Bisnis.com, JAKARTA—Pemerintah tetap berpendapat bahwa pengetatan impor baja paduan melalui Peraturan Menteri Perdagangan No.28/2014 tidak akan menekan importir dan produsen baja boron nasional.
Kementerian Perdagangan berpendapat Permendag tersebut justru merupakan kunci untuk melindungi industri dalam negeri, bukan sebagai peraturan yang membebani sebagaimana ditafsirkan oleh beberapa pelaku usaha terkait.
“Justru itu yang sedang kami upayakan, yaitu agar [perusahaan] yang membutuhkan [baja paduan] bisa mendapatkan. Namun, yang kami coba hindari adalah penggunaan baja boron untuk praktik pelarian HS dari peraturan baja yang lain. Itu kuncinya,” jelas Wamen Perdagangan Bayu Krisnamurthi akhir pekan lalu.
Dalam Permendag yang dilegalkan pada 2 Juni tersebut, diatur juga sejumlah persyaratan administratif yang lebih rumit bagi produsen atau importir untuk mendatangkan baja paduan dari luar negeri.
Kendati demikian, Bayu menegaskan otoritas perdagangan tidak akan mempersuit atau memperpanjang waktu pengajuan impor bagi perusahaan yang membutuhkan. “Rasanya tidak, karena cuma dibutuhkan pengajuan izin sekali saja.”
Sebagaimana diberitakan sebelumnya, Permendag tersebut ditelurkan setelah Kemendag mengungkapkan adanya indikasi unfair trade berupa pengalihan pos tarif dengan menggunakan kode HS baja mulai ejak tahun lalu.
Praktik tersebut diyakini telah menekan kinerja industri besi dan baja domestik. Berdasarkan catatan Kemendag, telah terjadi lonjakan kenaikan impor baja boron untuk kode HS7225, 7227, dan 7228 pada tahun lalu dibandingkan periode 2012 dengan kenaikan berturut-turut 22,94%, 77,61%, dan 6,3%.
Akibat pengetatan impor baja paduan tersebut, sejumlah pengusaha baja boron nasional menyuarakan kekhawatiran akan kesulitan mendapatkan bahan baku, serta kenaikan harga baja paduan yang mencapai 4% menjadi sekitar Rp7.900/kg di pasaran.
Ketua Umum Asosiasi Produsen Baja Ringan Beny Lau akhir pekan lalu mengungkapkan tren lonjakan impor bahan baku baja paduan sekitar 22% per tahun tersebut merupakan hal yang wajar seiring dengan pertumbuhan ekonomi dan bisnis properti di Indonesia.
“Sebagian besar konsumsi material [baja paduan tersebut] digunakan untuk bahan bangunan, khususnya perumahan, gedung pemerintahan, serta sekolah guna mengurangi pembalakan liar,” jelasnya.

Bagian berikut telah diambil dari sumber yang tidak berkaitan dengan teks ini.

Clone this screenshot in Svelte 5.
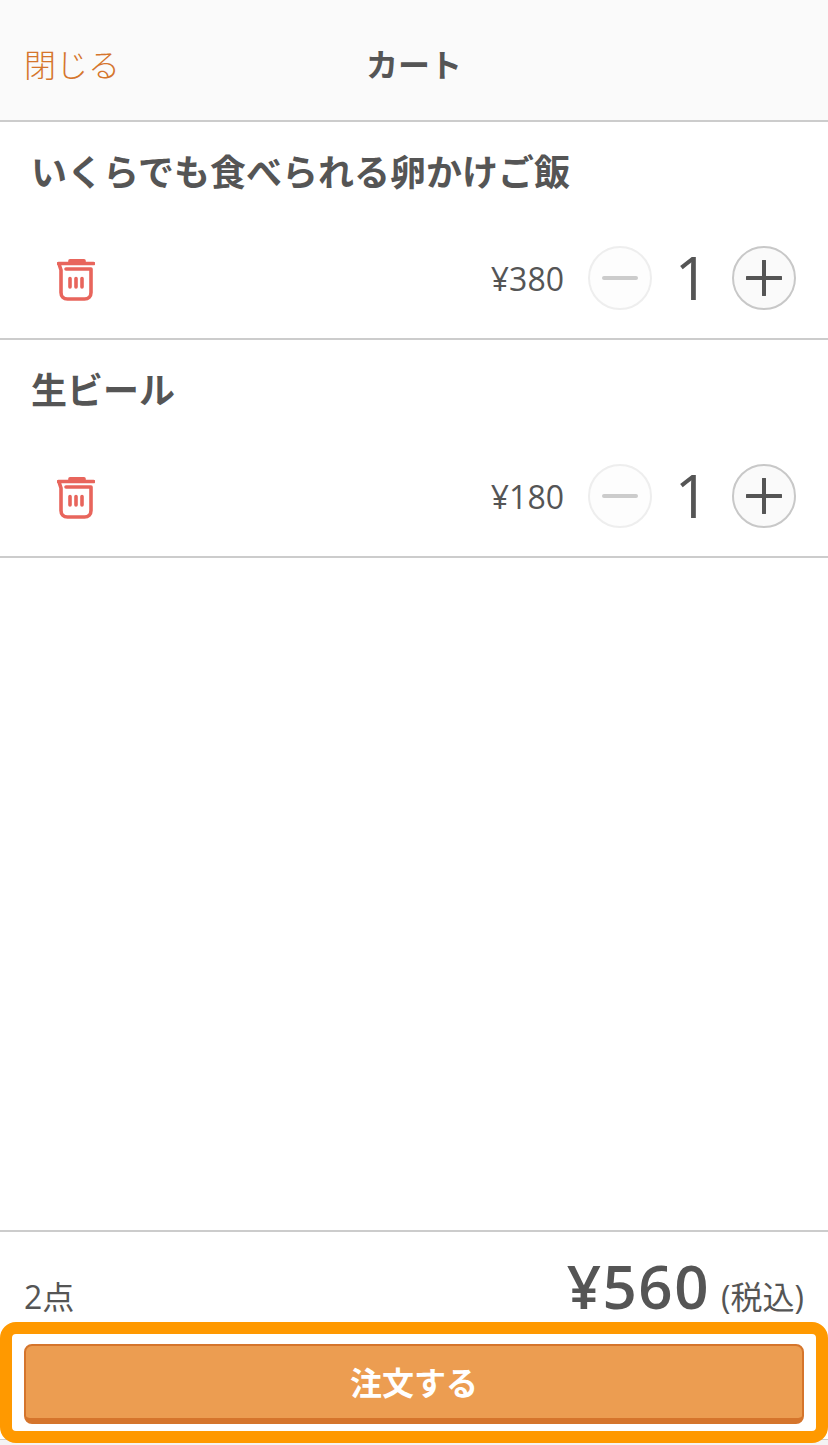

Dia mengungkapkan kebutuhan nasional baja ringan mencapai 626.163 ton, sedangkan kapasitas produksi dari tiga perusahaan baja paduan terbesar di Indonesia hanya mencapai sekitar 305. 000 ton.
Adapun, ketiga perusahaan yang dimaksud a.l. PT BlueScope Lysaght Indonesia, PT Saranacentral Bajatama Tbk, dan PT Sunrise Steel yang mengusai lebih dari 50% pasar baja ringan di dalam negeri.
Kebijakan pembatasan impor baja boron tersebut, menurut Beny, akan mengerek harga dan berpotensi penghambat penggarapan sejumlah proyek besar di Tanah Air.
Selain itu, Permendag tersebut juga diperkirakan memicu perusahaan untuk memilih impor barang jadi, sehingga potensi pengurangan tenaga kerja dari sektor baja kian menganga.